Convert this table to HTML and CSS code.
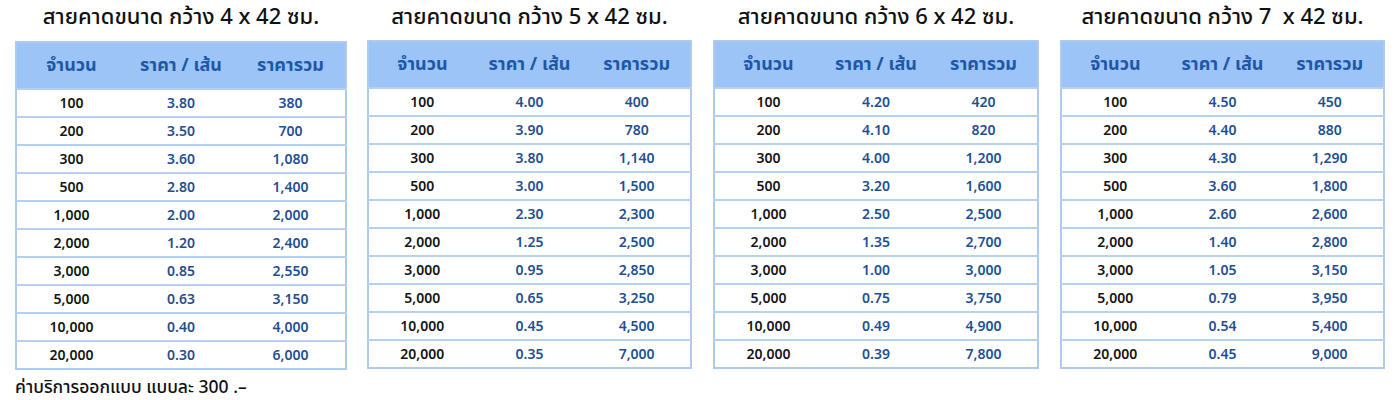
FILE: index.html
```html
<!DOCTYPE html>
<html lang="th">
<head>
<meta charset="utf-8">
<link rel="stylesheet" href="styles.css">
</head>
<body>
<div class="wrap">
  <div class="block b1">
    <h2 class="title">สายคาดขนาด กว้าง 4 x 42 ซม.</h2>
    <table class="price">
      <thead><tr><th>จำนวน</th><th>ราคา / เส้น</th><th>ราคารวม</th></tr></thead>
      <tbody>
        <tr><td>100</td><td>3.80</td><td>380</td></tr>
        <tr><td>200</td><td>3.50</td><td>700</td></tr>
        <tr><td>300</td><td>3.60</td><td>1,080</td></tr>
        <tr><td>500</td><td>2.80</td><td>1,400</td></tr>
        <tr><td>1,000</td><td>2.00</td><td>2,000</td></tr>
        <tr><td>2,000</td><td>1.20</td><td>2,400</td></tr>
        <tr><td>3,000</td><td>0.85</td><td>2,550</td></tr>
        <tr><td>5,000</td><td>0.63</td><td>3,150</td></tr>
        <tr><td>10,000</td><td>0.40</td><td>4,000</td></tr>
        <tr><td>20,000</td><td>0.30</td><td>6,000</td></tr>
      </tbody>
    </table>
    <p class="note">ค่าบริการออกแบบ แบบละ 300 .–</p>
  </div>
  <div class="block b2">
    <h2 class="title">สายคาดขนาด กว้าง 5 x 42 ซม.</h2>
    <table class="price">
      <thead><tr><th>จำนวน</th><th>ราคา / เส้น</th><th>ราคารวม</th></tr></thead>
      <tbody>
        <tr><td>100</td><td>4.00</td><td>400</td></tr>
        <tr><td>200</td><td>3.90</td><td>780</td></tr>
        <tr><td>300</td><td>3.80</td><td>1,140</td></tr>
        <tr><td>500</td><td>3.00</td><td>1,500</td></tr>
        <tr><td>1,000</td><td>2.30</td><td>2,300</td></tr>
        <tr><td>2,000</td><td>1.25</td><td>2,500</td></tr>
        <tr><td>3,000</td><td>0.95</td><td>2,850</td></tr>
        <tr><td>5,000</td><td>0.65</td><td>3,250</td></tr>
        <tr><td>10,000</td><td>0.45</td><td>4,500</td></tr>
        <tr><td>20,000</td><td>0.35</td><td>7,000</td></tr>
      </tbody>
    </table>
  </div>
  <div class="block b3">
    <h2 class="title">สายคาดขนาด กว้าง 6 x 42 ซม.</h2>
    <table class="price">
      <thead><tr><th>จำนวน</th><th>ราคา / เส้น</th><th>ราคารวม</th></tr></thead>
      <tbody>
        <tr><td>100</td><td>4.20</td><td>420</td></tr>
        <tr><td>200</td><td>4.10</td><td>820</td></tr>
        <tr><td>300</td><td>4.00</td><td>1,200</td></tr>
        <tr><td>500</td><td>3.20</td><td>1,600</td></tr>
        <tr><td>1,000</td><td>2.50</td><td>2,500</td></tr>
        <tr><td>2,000</td><td>1.35</td><td>2,700</td></tr>
        <tr><td>3,000</td><td>1.00</td><td>3,000</td></tr>
        <tr><td>5,000</td><td>0.75</td><td>3,750</td></tr>
        <tr><td>10,000</td><td>0.49</td><td>4,900</td></tr>
        <tr><td>20,000</td><td>0.39</td><td>7,800</td></tr>
      </tbody>
    </table>
  </div>
  <div class="block b4">
    <h2 class="title">สายคาดขนาด กว้าง 7&nbsp; x 42 ซม.</h2>
    <table class="price">
      <thead><tr><th>จำนวน</th><th>ราคา / เส้น</th><th>ราคารวม</th></tr></thead>
      <tbody>
        <tr><td>100</td><td>4.50</td><td>450</td></tr>
        <tr><td>200</td><td>4.40</td><td>880</td></tr>
        <tr><td>300</td><td>4.30</td><td>1,290</td></tr>
        <tr><td>500</td><td>3.60</td><td>1,800</td></tr>
        <tr><td>1,000</td><td>2.60</td><td>2,600</td></tr>
        <tr><td>2,000</td><td>1.40</td><td>2,800</td></tr>
        <tr><td>3,000</td><td>1.05</td><td>3,150</td></tr>
        <tr><td>5,000</td><td>0.79</td><td>3,950</td></tr>
        <tr><td>10,000</td><td>0.54</td><td>5,400</td></tr>
        <tr><td>20,000</td><td>0.45</td><td>9,000</td></tr>
      </tbody>
    </table>
  </div>
</div>
</body>
</html>
```
FILE: styles.css
```css
html, body {
  margin: 0;
  padding: 0;
  background: #ffffff;
}
body {
  font-family: "Noto Sans Thai", "Noto Sans", "DejaVu Sans", sans-serif;
  color: #111111;
}
.wrap {
  display: flex;
  align-items: flex-start;
  gap: 20px;
  padding-left: 15px;
}
.b1 { width: 332px; }
.b2 { width: 325px; }
.b3 { width: 326px; margin-left: 1px; }
.b4 { width: 325px; margin-left: 1px; }
.title {
  margin: 0;
  height: 40px;
  font-size: 22px;
  font-weight: 500;
  line-height: 36px;
  text-align: center;
  color: #111111;
  white-space: nowrap;
}
.b1 .title { height: 41px; }
.price {
  width: 100%;
  border-collapse: collapse;
  table-layout: fixed;
  border: 2px solid #aecbef;
}
.price th {
  background: #9cc4f7;
  color: #1d58a8;
  font-size: 18px;
  font-weight: 700;
  height: 45px;
  padding: 0;
  text-align: center;
}
.price td {
  height: 26px;
  padding: 0;
  text-align: center;
  font-size: 14px;
  font-weight: 600;
  border-top: 2px solid #b5d0f1;
}
.price td:first-child { color: #141414; }
.price td + td { color: #1f4f92; }
.note {
  margin: 4px 0 0;
  font-size: 17.5px;
  font-weight: 500;
  color: #111111;
  white-space: nowrap;
}
```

════════════════════

### What you will do
Retype the whole listing, keeping every line identical and omitting all pictures.

### Finished task
Convert this table to HTML and CSS code.
FILE: index.html
```html
<!DOCTYPE html>
<html lang="th">
<head>
<meta charset="utf-8">
<link rel="stylesheet" href="styles.css">
</head>
<body>
<div class="wrap">
  <div class="block b1">
    <h2 class="title">สายคาดขนาด กว้าง 4 x 42 ซม.</h2>
    <table class="price">
      <thead><tr><th>จำนวน</th><th>ราคา / เส้น</th><th>ราคารวม</th></tr></thead>
      <tbody>
        <tr><td>100</td><td>3.80</td><td>380</td></tr>
        <tr><td>200</td><td>3.50</td><td>700</td></tr>
        <tr><td>300</td><td>3.60</td><td>1,080</td></tr>
        <tr><td>500</td><td>2.80</td><td>1,400</td></tr>
        <tr><td>1,000</td><td>2.00</td><td>2,000</td></tr>
        <tr><td>2,000</td><td>1.20</td><td>2,400</td></tr>
        <tr><td>3,000</td><td>0.85</td><td>2,550</td></tr>
        <tr><td>5,000</td><td>0.63</td><td>3,150</td></tr>
        <tr><td>10,000</td><td>0.40</td><td>4,000</td></tr>
        <tr><td>20,000</td><td>0.30</td><td>6,000</td></tr>
      </tbody>
    </table>
    <p class="note">ค่าบริการออกแบบ แบบละ 300 .–</p>
  </div>
  <div class="block b2">
    <h2 class="title">สายคาดขนาด กว้าง 5 x 42 ซม.</h2>
    <table class="price">
      <thead><tr><th>จำนวน</th><th>ราคา / เส้น</th><th>ราคารวม</th></tr></thead>
      <tbody>
        <tr><td>100</td><td>4.00</td><td>400</td></tr>
        <tr><td>200</td><td>3.90</td><td>780</td></tr>
        <tr><td>300</td><td>3.80</td><td>1,140</td></tr>
        <tr><td>500</td><td>3.00</td><td>1,500</td></tr>
        <tr><td>1,000</td><td>2.30</td><td>2,300</td></tr>
        <tr><td>2,000</td><td>1.25</td><td>2,500</td></tr>
        <tr><td>3,000</td><td>0.95</td><td>2,850</td></tr>
        <tr><td>5,000</td><td>0.65</td><td>3,250</td></tr>
        <tr><td>10,000</td><td>0.45</td><td>4,500</td></tr>
        <tr><td>20,000</td><td>0.35</td><td>7,000</td></tr>
      </tbody>
    </table>
  </div>
  <div class="block b3">
    <h2 class="title">สายคาดขนาด กว้าง 6 x 42 ซม.</h2>
    <table class="price">
      <thead><tr><th>จำนวน</th><th>ราคา / เส้น</th><th>ราคารวม</th></tr></thead>
      <tbody>
        <tr><td>100</td><td>4.20</td><td>420</td></tr>
        <tr><td>200</td><td>4.10</td><td>820</td></tr>
        <tr><td>300</td><td>4.00</td><td>1,200</td></tr>
        <tr><td>500</td><td>3.20</td><td>1,600</td></tr>
        <tr><td>1,000</td><td>2.50</td><td>2,500</td></tr>
        <tr><td>2,000</td><td>1.35</td><td>2,700</td></tr>
        <tr><td>3,000</td><td>1.00</td><td>3,000</td></tr>
        <tr><td>5,000</td><td>0.75</td><td>3,750</td></tr>
        <tr><td>10,000</td><td>0.49</td><td>4,900</td></tr>
        <tr><td>20,000</td><td>0.39</td><td>7,800</td></tr>
      </tbody>
    </table>
  </div>
  <div class="block b4">
    <h2 class="title">สายคาดขนาด กว้าง 7&nbsp; x 42 ซม.</h2>
    <table class="price">
      <thead><tr><th>จำนวน</th><th>ราคา / เส้น</th><th>ราคารวม</th></tr></thead>
      <tbody>
        <tr><td>100</td><td>4.50</td><td>450</td></tr>
        <tr><td>200</td><td>4.40</td><td>880</td></tr>
        <tr><td>300</td><td>4.30</td><td>1,290</td></tr>
        <tr><td>500</td><td>3.60</td><td>1,800</td></tr>
        <tr><td>1,000</td><td>2.60</td><td>2,600</td></tr>
        <tr><td>2,000</td><td>1.40</td><td>2,800</td></tr>
        <tr><td>3,000</td><td>1.05</td><td>3,150</td></tr>
        <tr><td>5,000</td><td>0.79</td><td>3,950</td></tr>
        <tr><td>10,000</td><td>0.54</td><td>5,400</td></tr>
        <tr><td>20,000</td><td>0.45</td><td>9,000</td></tr>
      </tbody>
    </table>
  </div>
</div>
</body>
</html>
```
FILE: styles.css
```css
html, body {
  margin: 0;
  padding: 0;
  background: #ffffff;
}
body {
  font-family: "Noto Sans Thai", "Noto Sans", "DejaVu Sans", sans-serif;
  color: #111111;
}
.wrap {
  display: flex;
  align-items: flex-start;
  gap: 20px;
  padding-left: 15px;
}
.b1 { width: 332px; }
.b2 { width: 325px; }
.b3 { width: 326px; margin-left: 1px; }
.b4 { width: 325px; margin-left: 1px; }
.title {
  margin: 0;
  height: 40px;
  font-size: 22px;
  font-weight: 500;
  line-height: 36px;
  text-align: center;
  color: #111111;
  white-space: nowrap;
}
.b1 .title { height: 41px; }
.price {
  width: 100%;
  border-collapse: collapse;
  table-layout: fixed;
  border: 2px solid #aecbef;
}
.price th {
  background: #9cc4f7;
  color: #1d58a8;
  font-size: 18px;
  font-weight: 700;
  height: 45px;
  padding: 0;
  text-align: center;
}
.price td {
  height: 26px;
  padding: 0;
  text-align: center;
  font-size: 14px;
  font-weight: 600;
  border-top: 2px solid #b5d0f1;
}
.price td:first-child { color: #141414; }
.price td + td { color: #1f4f92; }
.note {
  margin: 4px 0 0;
  font-size: 17.5px;
  font-weight: 500;
  color: #111111;
  white-space: nowrap;
}
```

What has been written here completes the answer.